Guest post:: Kim Cook, RN, CHES is the founder of Teen World Confidential. TWC is an online resource for parents that offers support and advice about talking to kids about sex and relationships. She has published a book for parents as a quick resource as well: Teen World Confidential: Five-Minute Topics to Open Conversation About Sex and Relationships. Here, she writes about what it is to be an entrepreneur, the importance of persevering through the entrepreneurial journey, and finding a support system to help brighten your path.
If someone had told me that one day I would become an entrepreneur, I’d have laughed.
Me? Wander outside the safe career path of nurse and educator? What would inspire me to jump into the entrepreneurial world of wild success and wealth?
Clearly, I had a very misguided idea of what it is to be an entrepreneur.
My entrepreneurial journey most certainly surprised me. I am a former elementary school nurse who, after several years, decided to shake up my routine. What better way to do that than to attend college full-time again at age 45 while being a mom to three teenaged daughters? (No, that’s not stressful.)
The Birth of Teen World Confidential
Four years later, I emerged from the haze of insanity with a degree in health education, ready to impart my wisdom to eager middle and high school students. I was hired for a couple of long-term substitute teacher positions, but a full-time job was elusive.
During my teaching experience – much to my chagrin – abstinence-based education was taught. Many parents shied away from talking to their kids about sex and relationships. I thought to myself, “This has to change!” Young people deserve to know how to keep themselves healthy, and sexual health is a huge part of the equation. Ignoring sexuality won’t make it go away. In fact, not talking about these issues can be quite harmful to young people.
I recognized the need for an open, honest, non-judgmental parent resource. This inspired the birth of Teen World Confidential. It started merely as a blog where parents could access information to empower them to start ‘the’ conversation. However, over the last four years, it has evolved and grown. I have even published a book, Teen World Confidential: Five-Minute Topics to Open Conversation About Sex and Relationships.
As a teacher and nurse, I had zero business know-how, and that has been my greatest challenge. I’ve made some huge financial mistakes, but I have also learned to dust myself off, wipe away tears of frustration (usually), and find new people to be a part of a supportive tribe, like The Founding Moms Community.

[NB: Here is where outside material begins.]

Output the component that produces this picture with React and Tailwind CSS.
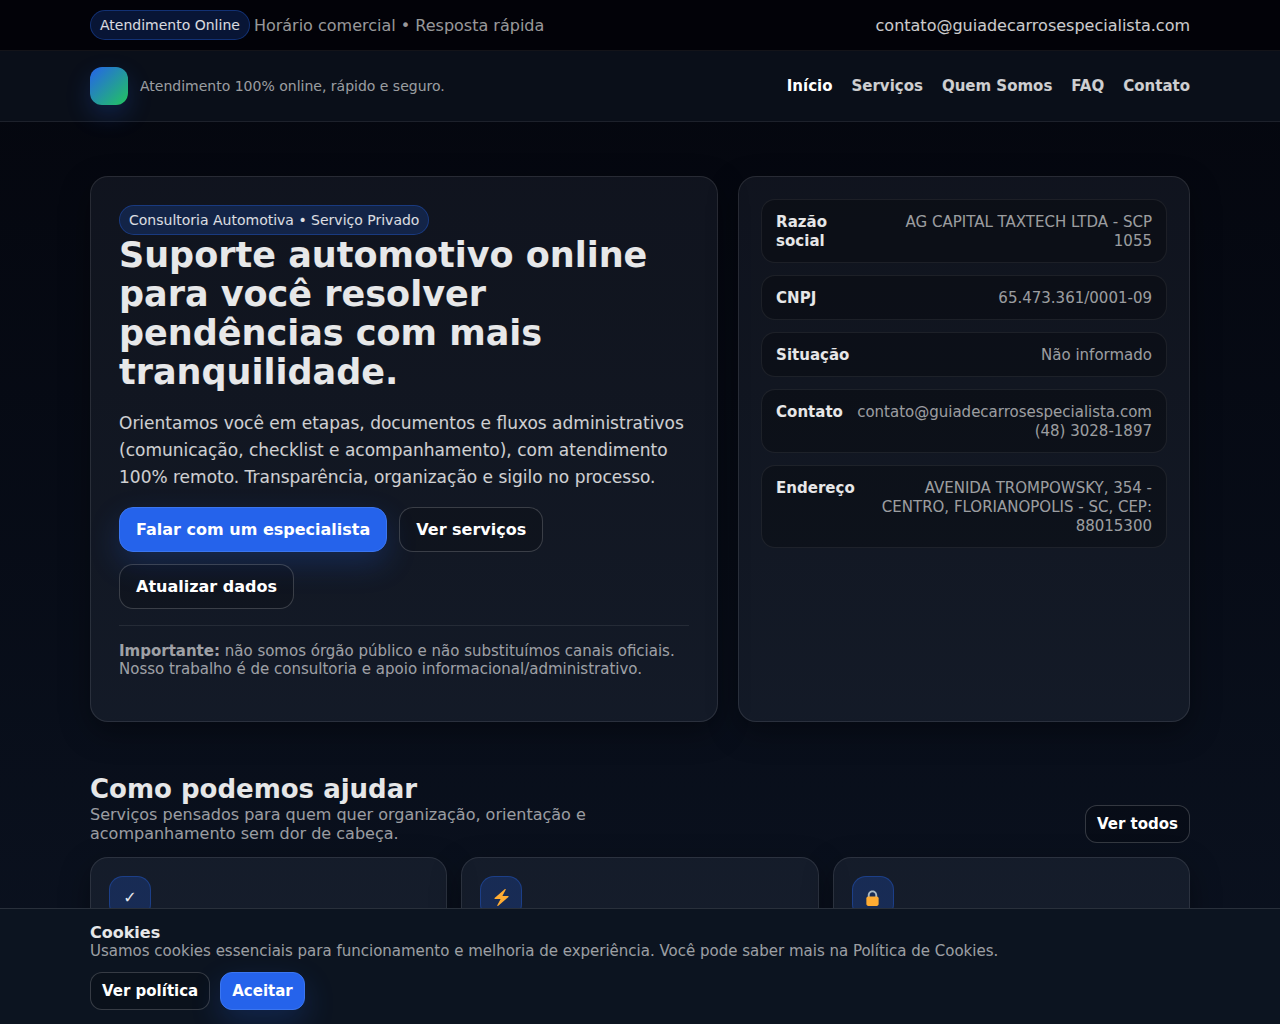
const container = "mx-auto w-full max-w-[1132px] px-4";

const navItems = ["Início", "Serviços", "Quem Somos", "FAQ", "Contato"];

const companyData = [
  { label: "Razão social", lines: ["AG CAPITAL TAXTECH LTDA - SCP 1055"] },
  { label: "CNPJ", lines: ["65.473.361/0001-09"] },
  { label: "Situação", lines: ["Não informado"] },
  { label: "Contato", lines: ["contato@guiadecarrosespecialista.com", "(48) 3028-1897"] },
  { label: "Endereço", lines: ["AVENIDA TROMPOWSKY, 354 - CENTRO, FLORIANOPOLIS - SC, CEP: 88015300"] },
];

function BoltIcon() {
  return (
    <svg viewBox="0 0 36 36" className="size-[17px]" aria-hidden="true">
      <path fill="#FFAC33" d="M32.938 15.651C32.792 15.26 32.418 15 32 15H19.925L26.89 1.458c.219-.426.106-.947-.271-1.243C26.437.071 26.218 0 26 0c-.233 0-.466.082-.653.243L18 6.588 3.347 19.243c-.316.273-.43.714-.284 1.105S3.582 21 4 21h12.075L9.11 34.542c-.219.426-.106.947.271 1.243.182.144.401.215.619.215.233 0 .466-.082.653-.243L18 29.412l14.653-12.655c.317-.273.43-.714.285-1.106z" />
    </svg>
  );
}

function LockIcon() {
  return (
    <svg viewBox="0 0 36 36" className="size-[17px]" aria-hidden="true">
      <path fill="#AAB8C2" d="M18 3C12.477 3 8 7.477 8 13v10h4V13c0-3.313 2.686-6 6-6s6 2.687 6 6v10h4V13c0-5.523-4.477-10-10-10z" />
      <path fill="#FFAC33" d="M31 32c0 2.209-1.791 4-4 4H9c-2.209 0-4-1.791-4-4V20c0-2.209 1.791-4 4-4h18c2.209 0 4 1.791 4 4v12z" />
    </svg>
  );
}

const services = [
  { id: "check", icon: "✓" },
  { id: "bolt", icon: <BoltIcon /> },
  { id: "lock", icon: <LockIcon /> },
];

function Badge({ children }) {
  return (
    <span className="inline-flex h-[30px] items-center rounded-full border border-[#2563eb]/35 bg-[#2563eb]/20 px-[9px] text-[14px] text-white/85">
      {children}
    </span>
  );
}

function Button({ primary, small, children }) {
  const size = small
    ? "h-[38px] rounded-[12px] px-[11px] text-[15px]"
    : "h-[45px] rounded-[14px] px-4 text-[16px]";
  const look = primary
    ? "border-[#3b76f0] bg-[#2563eb] shadow-[0_12px_30px_rgba(37,99,235,0.22)]"
    : "border-white/18 bg-black/15";
  return (
    <button type="button" className={`cursor-pointer whitespace-nowrap border font-bold text-white ${size} ${look}`}>
      {children}
    </button>
  );
}

function TopBar() {
  return (
    <div className="border-b border-white/7 bg-[#020208]">
      <div className={`${container} flex flex-wrap items-center justify-between gap-x-4 py-[10px]`}>
        <div className="flex flex-wrap items-center gap-1">
          <Badge>Atendimento Online</Badge>
          <span className="text-white/60">Horário comercial • Resposta rápida</span>
        </div>
        <a href="#email" className="text-white/80">contato@guiadecarrosespecialista.com</a>
      </div>
    </div>
  );
}

function Header() {
  return (
    <header className="border-b border-white/8 bg-[#0a0f19]">
      <div className={`${container} flex min-h-[70px] flex-wrap items-center justify-between gap-x-4 py-4`}>
        <div className="flex items-center gap-3">
          <span className="size-[38px] shrink-0 rounded-[12px] bg-[linear-gradient(135deg,#2563eb,#22c55e)] shadow-[0_10px_25px_rgba(37,99,235,0.22)]" />
          <span className="text-[14px] text-white/60">Atendimento 100% online, rápido e seguro.</span>
        </div>
        <nav className="flex flex-wrap gap-x-[19px] text-[15px] font-bold">
          {navItems.map((item, i) => (
            <a key={item} href="#" className={i === 0 ? "text-white" : "text-white/80"}>{item}</a>
          ))}
        </nav>
      </div>
    </header>
  );
}

function Hero() {
  return (
    <section className="rounded-[18px] border border-white/10 bg-[#d2dcff]/6 px-7 pt-7 pb-[43px] shadow-[0_10px_30px_rgba(0,0,0,0.35)]">
      <div className="flex">
        <Badge>Consultoria Automotiva • Serviço Privado</Badge>
      </div>
      <h1 className="mt-px text-[35px] leading-[39px] font-bold text-white/90">
        Suporte automotivo online para você resolver pendências com mais tranquilidade.
      </h1>
      <p className="mt-[18px] text-[17px] leading-[27px] text-white/80">
        Orientamos você em etapas, documentos e fluxos administrativos (comunicação, checklist e
        acompanhamento), com atendimento 100% remoto. Transparência, organização e sigilo no processo.
      </p>
      <div className="mt-4 flex flex-wrap gap-3">
        <Button primary>Falar com um especialista</Button>
        <Button>Ver serviços</Button>
        <Button>Atualizar dados</Button>
      </div>
      <hr className="my-4 border-white/8" />
      <p className="text-[15px] leading-[18px] text-white/60">
        <strong>Importante:</strong> não somos órgão público e não substituímos canais oficiais. Nosso
        trabalho é de consultoria e apoio informacional/administrativo.
      </p>
    </section>
  );
}

function CompanyCard() {
  return (
    <section className="rounded-[18px] border border-white/10 bg-[#d2dcff]/6 p-[22px] shadow-[0_10px_30px_rgba(0,0,0,0.35)]">
      <dl className="flex flex-col gap-3 text-[15px] leading-[19px]">
        {companyData.map(({ label, lines }) => (
          <div key={label} className="flex justify-between gap-[10px] rounded-[14px] border border-white/7 bg-black/25 px-[14px] pt-[13px] pb-[11px]">
            <dt className="font-bold text-white/90">{label}</dt>
            <dd className="text-right text-white/60">
              {lines.map((line) => <span key={line} className="block">{line}</span>)}
            </dd>
          </div>
        ))}
      </dl>
    </section>
  );
}

function Services() {
  return (
    <section className="mt-[52px]">
      <div className="flex flex-wrap items-end justify-between gap-4">
        <div>
          <h2 className="text-[26px] leading-[31px] font-bold text-white/90">Como podemos ajudar</h2>
          <p className="max-w-[520px] text-white/60">
            Serviços pensados para quem quer organização, orientação e acompanhamento sem dor de cabeça.
          </p>
        </div>
        <Button small>Ver todos</Button>
      </div>
      <div className="mt-[14px] grid grid-cols-3 gap-[14px]">
        {services.map(({ id, icon }) => (
          <article key={id} className="min-h-[130px] rounded-[18px] border border-white/10 bg-[#d2dcff]/6 p-[18px] shadow-[0_10px_30px_rgba(0,0,0,0.35)]">
            <span className="flex size-[42px] items-center justify-center rounded-[14px] border border-[#2563eb]/35 bg-[#2563eb]/22 text-[16px] text-white/90">
              {icon}
            </span>
          </article>
        ))}
      </div>
    </section>
  );
}

function CookieBar() {
  return (
    <aside className="fixed inset-x-0 bottom-0 border-t border-white/12 bg-[#0c1420]">
      <div className={`${container} py-[14px]`}>
        <p className="font-bold text-white/90">Cookies</p>
        <p className="text-[15px] text-white/60">
          Usamos cookies essenciais para funcionamento e melhoria de experiência. Você pode saber mais na Política de Cookies.
        </p>
        <div className="mt-[11px] flex flex-wrap gap-[10px]">
          <Button small>Ver política</Button>
          <Button small primary>Aceitar</Button>
        </div>
      </div>
    </aside>
  );
}

export default function App() {
  return (
    <div className="min-h-screen bg-linear-to-b from-[#04060d] to-[#0b1220] font-['DejaVu_Sans',sans-serif] text-[16px] leading-[19px]">
      <TopBar />
      <Header />
      <main className={`${container} pt-[54px]`}>
        <div className="grid grid-cols-[139fr_100fr] gap-5">
          <Hero />
          <CompanyCard />
        </div>
        <Services />
      </main>
      <CookieBar />
    </div>
  );
}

What It Is To Be An Entrepreneur
As entrepreneurs, we see a void or a need that is not being fully met. The proverbial lightbulb flickers, and before we know it, we are congratulating ourselves for imagining the most brilliant idea ever! We eagerly plug ourselves into any and all outlets that will charge and recharge our filaments. However, we quickly learn that black-outs, brown-outs, and sizzling flickers of light dominate the illumination – at least sometimes.
Some days, like a light at the end of the tunnel, we find others who help us to flip the switch to inspire new illuminating ideas or just brighten the ones we already have. And to me, that’s the best part about being an entrepreneur: Facing challenges, finding solutions, engaging with people outside our everyday world. And maybe, just maybe, we will see our business to success… however that success is defined.
“The harder I work, the luckier I get.” – Thomas Jefferson
The entrepreneurial journey is not easy, not at all.
In fact, many days I question my wisdom in following this path. Others have defined what I do as a “hobby”. (Seriously? If I wanted to fill my time with a hobby I’d be reading books and hiking every day.)
But as I step back and evaluate my passion, my mission, and my work, I honestly do not have a choice. This is where I am supposed to be. And I would venture a guess that other entrepreneurs feel exactly the same way. Stay the course: one day we will get lucky if we haven’t already.